Research on the fungus that ranks as one cause of dandruff -- the embarrassing nuisance that, by some accounts, afflicts half of humanity -- is pointing scientists toward a much-needed new treatment for the condition's flaking and itching.
The advance is the topic of a report in ACS' Journal of Medicinal Chemistry.
Claudiu T. Supuran and colleagues explain that dandruff involves an excessive shedding of dead skin cells from the scalp. In people without dandruff, it takes about 30 days for a crop of new skin cells to mature, die and shed. In people with dandruff, it may take only 2-7 days.

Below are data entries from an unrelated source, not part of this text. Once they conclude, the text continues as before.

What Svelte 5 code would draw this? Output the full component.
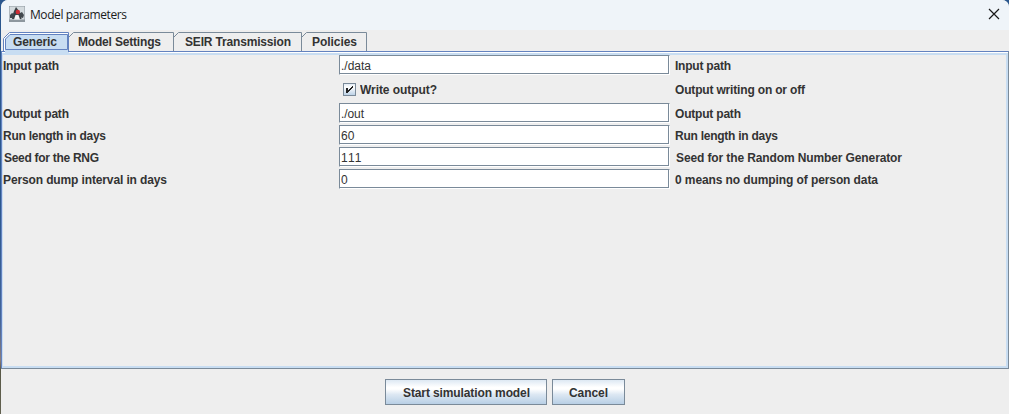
<script>
  const tabs = [
    { name: 'Generic', w: 65, tx: 10, tw: 44 },
    { name: 'Model Settings', w: 105, tx: 10, tw: 83 },
    { name: 'SEIR Transmission', w: 128, tx: 12, tw: 106 },
    { name: 'Policies', w: 65, tx: 11, tw: 45 }
  ];
  const rows = [
    { label: 'Input path', lw: 56, value: './data', vw: 30, hint: 'Input path', hw: 56, h: 24 },
    { check: 'Write output?', label: '', hint: 'Output writing on or off', hw: 130, h: 24 },
    { label: 'Output path', lw: 66, value: './out', vw: 23, hint: 'Output path', hw: 66, h: 22 },
    { label: 'Run length in days', lw: 103, value: '60', vw: 13.5, hint: 'Run length in days', hw: 103, h: 22 },
    { label: 'Seed for the RNG', lw: 95, value: '111', vw: 20.5, hint: 'Seed for the Random Number Generator', hw: 226, h: 22, dx: 1 },
    { label: 'Person dump interval in days', lw: 164, value: '0', vw: 7, hint: '0 means no dumping of person data', hw: 203, h: 22 }
  ];
</script>

{#snippet txt(s, w, regular = false)}
  <svg class="txt" class:regular width={w + 2} height="16"><text x="0" y="12" textLength={w}>{s}</text></svg>
{/snippet}

<div class="desktop">
  <div class="window">
    <header>
      <svg class="logo" width="16" height="16" viewBox="0 0 16 16">
        <rect width="16" height="16" fill="#8d979f" />
        <path d="M.5.5h15v13H.5z" fill="#d3dade" />
        <path d="M7 1L5 5 4 8 3 13h9.500L12 9 10 5z" fill="#3b4146" />
        <path d="M1 9l2-2 2 1-1 4H1zM11 7l2-1 2 3-1 3-3-1z" fill="#42484e" />
        <path d="M6.500 9h3l1.500 4.500H5z" fill="#f5f6f6" />
        <circle cx="8.800" cy="6" r="2.200" fill="#cf2d35" />
        <path d="M.5 14h15v1.500H.5z" fill="#8d979f" />
      </svg>
      <svg class="title" width="110" height="20"><text x="0" y="13" textLength="97">Model parameters</text></svg>
      <svg class="close" width="12" height="12" viewBox="0 0 12 12"><path d="M1 1l10 10M11 1L1 11" stroke="#191919" stroke-width="1.2" /></svg>
    </header>
    <nav>
      {#each tabs as t, i}
        <div class="tab" class:active={i === 0} style:width="{t.w}px">
          <svg class="edge" width={t.w + 1} height={i === 0 ? 23 : 19}>
            {#if i === 0}
              <path d="M.5 19V6.500L6.500.5H{t.w + .5}V19z" fill="#fff" />
              <path d="M2 23V7L7 2H{t.w + 1}V23z" fill="#c8ddf2" />
              <path d="M.5 19V6.500L6.500.5H{t.w + .5}V20M2.500 17.500V7L7 2.500H{t.w - .5}V17.500z" fill="none" stroke="#6382bf" />
            {:else}
              <path d="M.5 5.500L5.500.5H{t.w + .5}V19" fill="none" stroke="#7a8a99" />
            {/if}
          </svg>
          <span style:margin-left="{t.tx}px">{@render txt(t.name, t.tw)}</span>
        </div>
      {/each}
    </nav>
    <main>
      {#each rows as r}
        <div class="row" style:height="{r.h}px">
          <div class="label" style:padding-left="{r.dx ?? 0}px">{@render txt(r.label, r.lw ?? 0)}</div>
          <div class="control">
            {#if r.check}
              <div class="check">
                <svg width="13" height="13"><defs><linearGradient id="cb" x2="0" y2="1"><stop stop-color="#dde8f3" /><stop offset=".3" stop-color="#fff" /><stop offset="1" stop-color="#b8cfe5" /></linearGradient></defs><rect x=".5" y=".5" width="12" height="12" fill="url(#cb)" stroke="#7a8a99" /><path d="M3 5h2v2h1V6h1V5h1V4h1V3h1v2H9v1H8v1H7v1H6v1H5v1H3z" fill="#222" /></svg>
                <div class="caption">{@render txt(r.check, 77)}</div>
              </div>
            {:else}
              <div class="field">{@render txt(r.value, r.vw, true)}</div>
            {/if}
          </div>
          <div class="hint" style:padding-left="{r.dx ?? 0}px">{@render txt(r.hint, r.hw)}</div>
        </div>
      {/each}
    </main>
    <footer>
      <button class="start">{@render txt('Start simulation model', 127)}</button>
      <button class="cancel">{@render txt('Cancel', 39)}</button>
    </footer>
  </div>
</div>

<style>
  :global(body) { overflow: hidden; }
  * { box-sizing: border-box; }
  svg { display: block; flex: none; }
  .desktop { width: 1009px; height: 414px; padding-left: 1px; background: linear-gradient(#2b578e 0, #2b578e 200px, #43659a 320px, #8c7d7b 360px, #585846 370px, #626150); }
  .window { width: 1008px; height: 414px; background: #eee; border-radius: 7px 7px 0 0; overflow: hidden; display: flex; flex-direction: column; }
  header { height: 30px; flex: none; background: #eff4f9; display: flex; align-items: flex-start; padding: 6px 9px 0 8px; }
  .title { margin: 0 auto 0 5px; font: 12px "Open Sans", "Noto Sans", sans-serif; fill: #1b1b1b; }
  .close { margin-top: 2px; }
  nav { height: 21px; flex: none; display: flex; padding: 2px 0 0 2px; }
  .tab { position: relative; height: 19px; padding-top: 2px; }
  .active { z-index: 1; }
  .edge { position: absolute; left: 0; top: 0; }
  .tab span { display: block; position: relative; }
  .txt { font: bold 12px "Liberation Sans", Arial, sans-serif; fill: #333; }
  .regular { font-weight: normal; }
  main { height: 318px; flex: none; border: 1px solid #7a8a99; border-top-color: #6382bf; border-left-color: #6382bf; box-shadow: inset 0 1px #fff, inset 0 3px #c8ddf2, inset 1px 0 #c8ddf2, inset -2px -2px #c8ddf2; padding: 3px 0 0 1px; }
  .row { display: flex; align-items: flex-start; }
  .label { width: 336px; padding-top: 3px; }
  .control { width: 336px; }
  .hint { padding-top: 3px; }
  .field { width: 331px; height: 20px; background: #fff; border: 1px solid #7a8a99; border-right-color: #fff; border-bottom-color: #fff; box-shadow: inset -1px -1px #7a8a99; padding: 2px 0 0 1px; }
  .check { display: flex; padding: 4px 0 0 4px; }
  .caption { margin: -1px 0 0 4px; }
  footer { display: flex; justify-content: center; gap: 5px; padding-top: 10px; }
  button { height: 26px; border: 1px solid #7a8a99; padding: 2px 0 0 17px; display: flex; align-items: center; background: linear-gradient(#dde8f3, #fff 30%, #fff 38%, #dde8f3 60%, #b8cfe5); }
  .start { width: 162px; }
  .cancel { width: 73px; padding-left: 16px; }
</style>
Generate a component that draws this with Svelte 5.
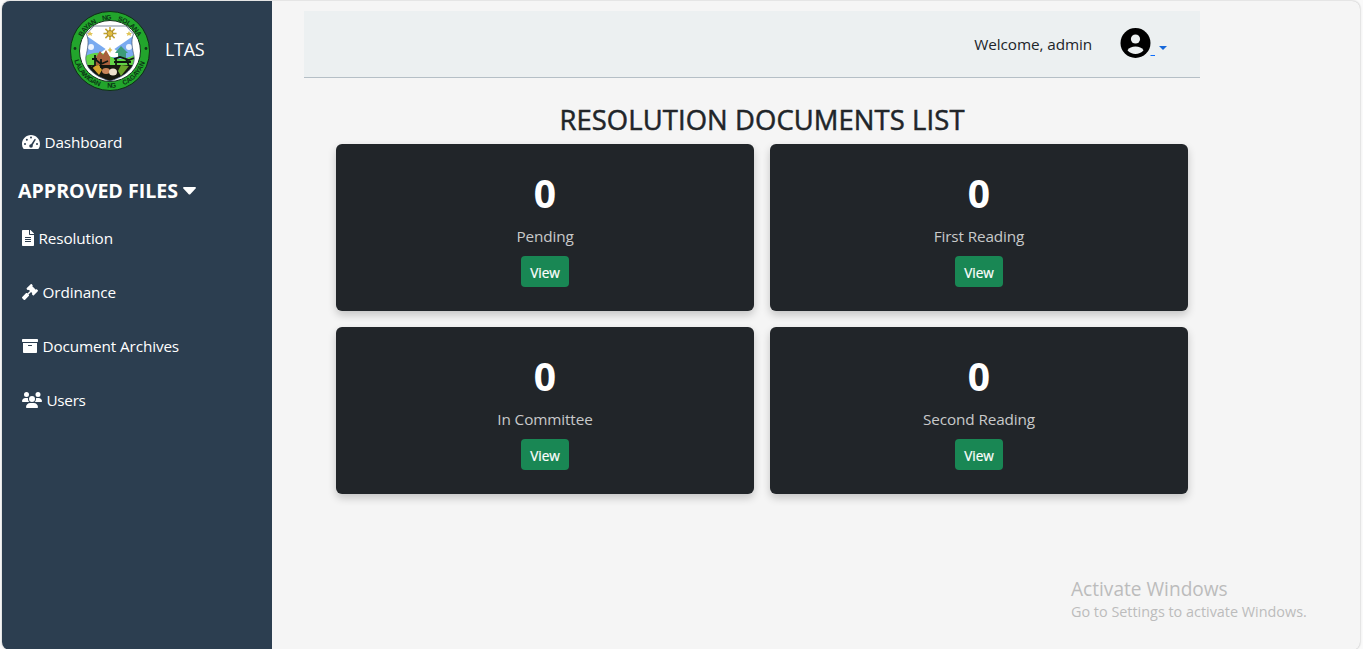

Irritation by the scalp-dwelling fungus Malassezia globosa (M. globosa) is one cause of dandruff. Shampoos and other dandruff treatments contain anti-fungal agents, but the authors say new medicines are badly needed since the two existing compounds are not very effective at preventing and treating dandruff.
In the quest for a better treatment, Supuran's group identified an enzyme in M. globosa that is essential for the fungus's growth. Tests showed that sulfonamides, a family of existing antibiotic medicines, were more effective in preventing the fungus's growth than ketoconazole, a widely used anti-fungal medicine that is an ingredient in certain dandruff treatments. As a result of the study, the scientists believe that the enzyme is a prime target for developing better anti-dandruff medicines.